Thursday, July 10, 2008

FISA: War on The Individual

Yesterday, I posted my initial reaction on the passage of FISA by what I believe to be the most lethal Congress in my lifetime, particularly in respect to our rights. My reaction was an understated reflection of disgust at those who yesterday excised our Fourth Amendment privacy rights, not to mention the fact they didn't (and don't) really know (or seem to care about) what the law includes. But, by George (pardon the pun), they voted for it anyway. Just like a lot of them voted for a war they didn't understand. I have to say, I am very angry and very disturbed by this most recent action.

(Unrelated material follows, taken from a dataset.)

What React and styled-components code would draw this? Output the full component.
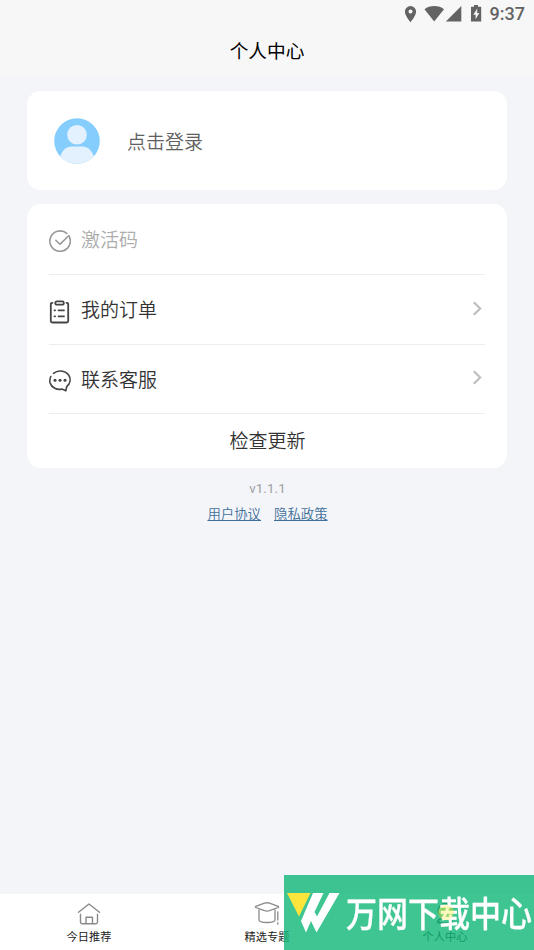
import React from 'react';
import styled, { createGlobalStyle } from 'styled-components';

const GlobalStyle = createGlobalStyle`
  * {
    box-sizing: border-box;
  }

  body {
    margin: 0;
    background: #f4f5f9;
    font-family: Roboto, 'Noto Sans CJK SC', sans-serif;
    font-weight: 350;
    color: #333;
  }

  svg {
    display: block;
    flex: none;
  }
`;

const Page = styled.div`
  height: 950px;
  display: flex;
  flex-direction: column;
  overflow: hidden;
`;

const Header = styled.header`
  height: 76px;
  background: #f7f7f7;
`;

const StatusBar = styled.div`
  height: 27px;
  display: flex;
  align-items: center;
  justify-content: flex-end;
  padding-right: 9px;
  color: #636363;
`;

const Clock = styled.span`
  margin-left: 8px;
  font-size: 18px;
  line-height: 27px;
  font-weight: 500;
`;

const Title = styled.h1`
  margin: 0;
  font-size: 18.7px;
  line-height: 50px;
  font-weight: 400;
  color: #000;
  text-align: center;
`;

const Content = styled.main`
  flex: 1;
  padding: 15px 27px 0;
`;

const Card = styled.section`
  background: #fff;
  border-radius: 14px;
  margin-bottom: 14px;
`;

const Profile = styled(Card)`
  height: 99px;
  display: flex;
  align-items: center;
  gap: 27px;
  padding-left: 27px;
`;

const LoginText = styled.span`
  padding-top: 4px;
  font-size: 19px;
  line-height: 28px;
  color: #606060;
`;

const Menu = styled(Card)`
  height: 264px;
  padding: 0 22px;
  margin-bottom: 0;
`;

const MenuItem = styled.div`
  height: ${(props) => props.$height}px;
  display: flex;
  align-items: center;
  border-bottom: 1px solid #ededed;
  color: ${(props) => (props.$muted ? '#adadad' : '#333')};
  font-size: 19px;
`;

const MenuIcon = styled.span`
  width: 22px;
  margin-right: 10px;
  padding-top: 4px;
  color: ${(props) => (props.$muted ? '#999' : '#444')};
`;

const MenuLabel = styled.span`
  flex: 1;
  padding-top: 3px;
  line-height: 28px;
`;

const Update = styled.div`
  padding: 1px 0 0 1px;
  text-align: center;
  font-size: 19px;
  line-height: 54px;
`;

const Version = styled.div`
  margin-top: 11px;
  padding-left: 1px;
  font-size: 13.3px;
  font-weight: 400;
  line-height: 20px;
  letter-spacing: 0.1px;
  color: #a0a0a0;
  text-align: center;
`;

const Links = styled.div`
  margin-top: 6px;
  padding-left: 1px;
  display: flex;
  justify-content: center;
  gap: 13px;
`;

const Link = styled.a`
  font-size: 13.4px;
  line-height: 20px;
  color: #3f7099;
  text-decoration: underline;
`;

const TabBar = styled.nav`
  height: 56px;
  display: flex;
  background: #fff;
`;

const Tab = styled.div`
  flex: 1;
  display: flex;
  flex-direction: column;
  align-items: center;
  padding-top: 8px;
  color: ${(props) => (props.$active ? '#333' : '#8a8a8a')};
`;

const TabLabel = styled.span`
  margin-top: 4px;
  font-size: 11.2px;
  font-weight: 400;
  line-height: 16px;
  color: #222;
`;

const Watermark = styled.div`
  position: fixed;
  right: 0;
  bottom: 0;
  width: 250px;
  height: 75px;
  display: flex;
  align-items: center;
  padding-left: 3px;
  background: rgba(15, 182, 119, 0.8);
`;

const WatermarkText = styled.span`
  margin-left: 6px;
  padding-bottom: 2px;
  font-family: 'Noto Sans CJK SC', sans-serif;
  font-size: 35px;
  font-weight: 500;
  line-height: 40px;
  white-space: nowrap;
  color: #fff;
  -webkit-text-stroke: 0.3px #fff;
  transform: scaleX(0.886);
  transform-origin: left center;
`;

const stroke = {
  fill: 'none',
  stroke: 'currentColor',
  strokeLinecap: 'round',
  strokeLinejoin: 'round',
};

const StatusIcons = () => (
  <svg width="78" height="20" viewBox="404 3.500 78 20" fill="currentColor">
    <path
      fillRule="evenodd"
      d="M410.500 5.500a5.600 5.600 0 0 0-5.600 5.600c0 4.200 5.600 10.700 5.600 10.700s5.600-6.500 5.600-10.700a5.600 5.600 0 0 0-5.600-5.600zm0 3.600a2 2 0 1 1 0 4 2 2 0 0 1 0-4z"
    />
    <path d="M424.500 8.700C429.500 4.300 439 4.300 444 8.700L434.200 21z" />
    <path d="M461.300 5.500V21h-15.500z" />
    <path
      fillRule="evenodd"
      d="M474 4.500h4v1.700h3.200V21H471V6.200h3zM477.300 8l-4 6.300h2.300v4.500l3.700-6.300h-2.200z"
    />
  </svg>
);

const Avatar = () => (
  <svg width="46" height="46" viewBox="0 0 46 46">
    <defs>
      <clipPath id="avatar">
        <circle cx="23" cy="23" r="22.800" />
      </clipPath>
    </defs>
    <g clipPath="url(#avatar)">
      <rect width="46" height="46" fill="#84cdfd" />
      <circle cx="23" cy="16.800" r="9.800" fill="#e3f1fe" />
      <path d="M5.500 46v-5c1.500-8 6.500-12.500 12.500-12.500h10c6 0 11 4.500 12.500 12.500v5z" fill="#e3f1fe" />
    </g>
  </svg>
);

const CheckIcon = () => (
  <svg width="22" height="22" viewBox="0 0 22 22" strokeWidth="1.600" {...stroke}>
    <path d="M20.300 6.700A10.200 10.200 0 1 1 17.800 3.400" />
    <path d="M6.800 10.300l4 4L20 5.500" />
  </svg>
);

const OrderIcon = () => (
  <svg width="22" height="24" viewBox="0 0 22 24" strokeWidth="1.800" {...stroke}>
    <path d="M3.500 2.800H3A1.200 1.200 0 0 0 1.800 4v17c0 .9.600 1.500 1.500 1.500h14.400c.9 0 1.500-.6 1.500-1.500V4A1.200 1.200 0 0 0 18 2.800h-.5" />
    <rect x="6.300" y="1.400" width="8.500" height="3.300" rx="1.500" />
    <path d="M5.500 10.300h.6M9.500 10.300h5.500M5.500 16.300h.6M9.500 16.300h5.500" />
  </svg>
);

const ServiceIcon = () => (
  <svg width="22" height="22" viewBox="0 0 22 22" strokeWidth="1.600" {...stroke}>
    <path d="M4.500 3.300C8.700-.2 16 .2 19.500 4.800c2.700 4 1.800 8.700-1.800 11.900l-.9 4-3.800-1.600C8 20.300 2.500 17.500 1.100 13c-.5-2.300-.3-4.500.7-6.500" />
    <g fill="currentColor" stroke="none">
      <circle cx="6" cy="10.300" r="1.500" />
      <circle cx="11" cy="10.300" r="1.500" />
      <circle cx="16" cy="10.300" r="1.500" />
    </g>
  </svg>
);

const Chevron = () => (
  <svg width="13" height="18" viewBox="0 0 13 18" fill="none" stroke="#bfbfbf" strokeWidth="2.300">
    <path d="M1.800 1.200L8.100 7.500 1.800 13.800" />
  </svg>
);

const HomeIcon = () => (
  <svg width="24" height="24" viewBox="0 0 24 24" strokeWidth="1.400" {...stroke}>
    <path d="M1.500 10.300L12 2l10.500 8.300M3.500 12.300v7.700c0 1 .7 1.700 1.700 1.700h13.600c1 0 1.700-.7 1.700-1.700v-7.700M9 21.500v-6.200h6.500v6.200" />
  </svg>
);

const TopicIcon = () => (
  <svg width="26" height="24" viewBox="0 0 26 24" strokeWidth="1.300" {...stroke}>
    <path d="M1.800 4.300L10.500 1.100q2.500-.7 5 0l8.700 3.200q.8.600 0 1.200l-8.700 3.200q-2.500.7-5 0L1.800 5.500q-.8-.6 0-1.200zM5 8v10c0 3.300 16 3.300 16 0V8M23.800 10v8M23.800 20.700v1.500" />
  </svg>
);

const UserIcon = () => (
  <svg width="24" height="24" viewBox="0 0 24 24" strokeWidth="1.400" {...stroke}>
    <circle cx="14" cy="8" r="6" fill="#ffe800" stroke="none" />
    <path d="M15.500 2.500a7 7 0 1 0 2.500 10M4.500 20c1.500-3 4-4.500 7.500-4.500s6 1.500 7.500 4.500c-4 2-11 2-15 0z" />
  </svg>
);

const WatermarkLogo = () => (
  <svg width="53" height="40" viewBox="287 893 53 40">
    <path d="M287 893h23.500l-11.500 23.500z" fill="#fee53b" />
    <path
      d="M313 893h10.500L314.500 912l2.500 4.500L329.500 893h10L316.500 932.500 311 921 306 932.500 301 921z"
      fill="#fff"
    />
  </svg>
);

const Glow = styled.span`
  position: absolute;
  left: 154px;
  top: 30px;
  width: 16px;
  height: 15px;
  border-radius: 50%;
  background: rgba(255, 240, 90, 0.4);
`;

const menu = [
  { label: '激活码', icon: <CheckIcon />, height: 71, muted: true },
  { label: '我的订单', icon: <OrderIcon />, height: 70, arrow: true },
  { label: '联系客服', icon: <ServiceIcon />, height: 69, arrow: true },
];

const tabs = [
  { label: '今日推荐', icon: <HomeIcon /> },
  { label: '精选专题', icon: <TopicIcon /> },
  { label: '个人中心', icon: <UserIcon />, active: true },
];

function App() {
  return (
    <Page>
      <GlobalStyle />
      <Header>
        <StatusBar>
          <StatusIcons />
          <Clock>9:37</Clock>
        </StatusBar>
        <Title>个人中心</Title>
      </Header>
      <Content>
        <Profile>
          <Avatar />
          <LoginText>点击登录</LoginText>
        </Profile>
        <Menu>
          {menu.map((item) => (
            <MenuItem key={item.label} $height={item.height} $muted={item.muted}>
              <MenuIcon $muted={item.muted}>{item.icon}</MenuIcon>
              <MenuLabel>{item.label}</MenuLabel>
              {item.arrow && <Chevron />}
            </MenuItem>
          ))}
          <Update>检查更新</Update>
        </Menu>
        <Version>v1.1.1</Version>
        <Links>
          <Link>用户协议</Link>
          <Link>隐私政策</Link>
        </Links>
      </Content>
      <TabBar>
        {tabs.map((tab) => (
          <Tab key={tab.label} $active={tab.active}>
            {tab.icon}
            <TabLabel>{tab.label}</TabLabel>
          </Tab>
        ))}
      </TabBar>
      <Watermark>
        <WatermarkLogo />
        <WatermarkText>万网下载中心</WatermarkText>
        <Glow />
      </Watermark>
    </Page>
  );
}

export default App;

As it turns out, however, the bill has an interesting twist and fewer limits than most realize. In other words, it is worse than we thought. Our landlords--even our school or business custodians, as pointed out in this article from The Progressive--can now act in concert with the feds to spy on us:

The prospective immunity extends beyond telecom companies and ISPs to include even landlords and custodians, and it is not limited to the provision of communication contents or records.

Check out Title VIII: “Protection of Persons Assisting the Government.” A “person” is defined as “an electronic communication service provider” or “a landlord, custodian, or other person who may be authorized or required to furnish assistance...” Note how wide open is the category of “other person.”

I suppose it could include the milk man, the paper boy, the grocer, your dentist, even, perhaps, your priest? It just doesn't get more Orwellian than this.

The only good news is that the American Civil Liberties Union (ACLU) will be litigating this matter. Thank heavens.

If, after eight years of George Bush, you have any money to donate to the litigation, now would be a good time.